In doing so, they were part of a rapid demographic shift in Redbridge that saw its number of residents grow from 240,000 in 2001 to 300,000 in 2011. Its ethnic composition has altered, with the proportion of white Britons falling and its various minorities making up 57.5% of the whole. Londoners of Indian, Pakistani and Bangladeshi descent are the largest of those groups.

“For Ron Jeffries, aged 81, a former magistrate and a Redbridge resident all his life, the change in ethnic mix is very positive: “I think it’s a tremendous thing for the borough.”. He is, though, concerned about over-development: “I like it that I live five minutes from a field. I’m also worried that we’re bursting at the seams.” A resident of Aldborough Hatch on the semi-rural north-east edge of Greater London, Ron says he loves travelling into the city’s heart using his Freedom Pass, but doesn’t want it to devour where he lives: “I’m afraid that Redbridge might become built up like an inner city area.””

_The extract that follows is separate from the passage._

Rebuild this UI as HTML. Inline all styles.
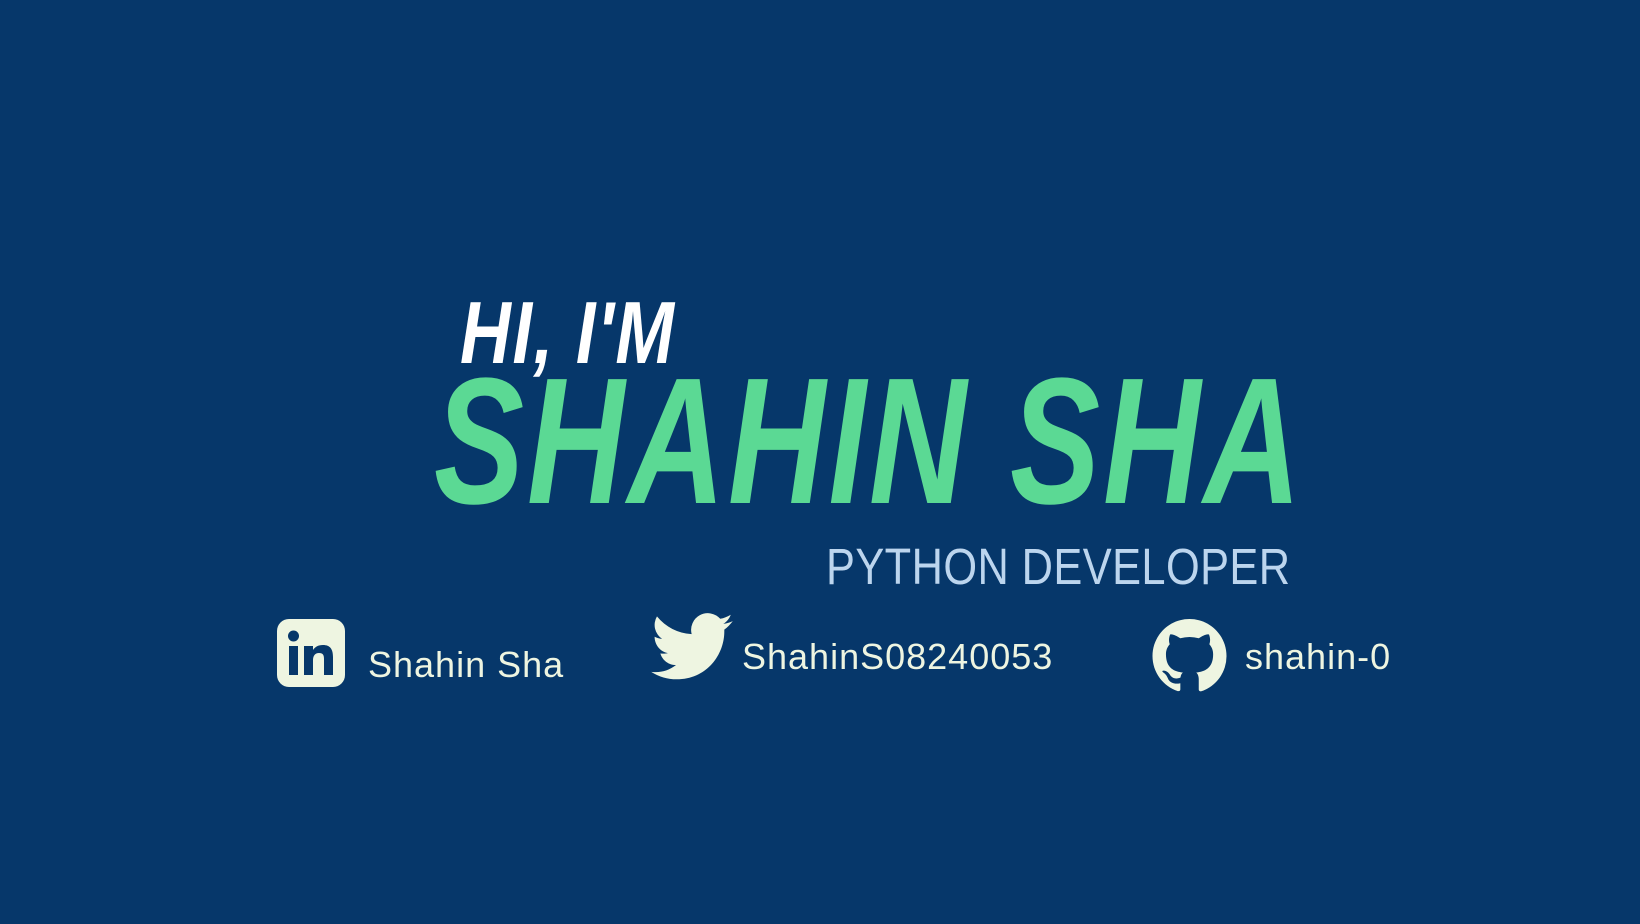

London’s population boom is a measure of its economic and cultural success, but with that success comes challenges. The unaffordability of housing has moved up the political agenda. Demand for transport capacity, schools and health care provision continues to grow: Michael Cassidy, nowadays a non-executive director of Crossrail, confirms Transport for London’s view that the new line will be packed as soon it opens in 2018. When the new record population is formally announced next month, London’s mayor will link it to his latest appeal for more investment in the capital to keep the UK strong. Everyone has that number 10 million in their minds. How much higher might it go?

The thing is, a lot of people like it here. Mariana Finazzi, born in Brazil, a teacher in Lewisham and a mother of two and resident of Hackney, came to London in 2008 and now finds it hard to imagine moving away. “I don’t feel like an outsider here,” she says. “Professionally, the city had embraced me. Where else would I be made so welcome?”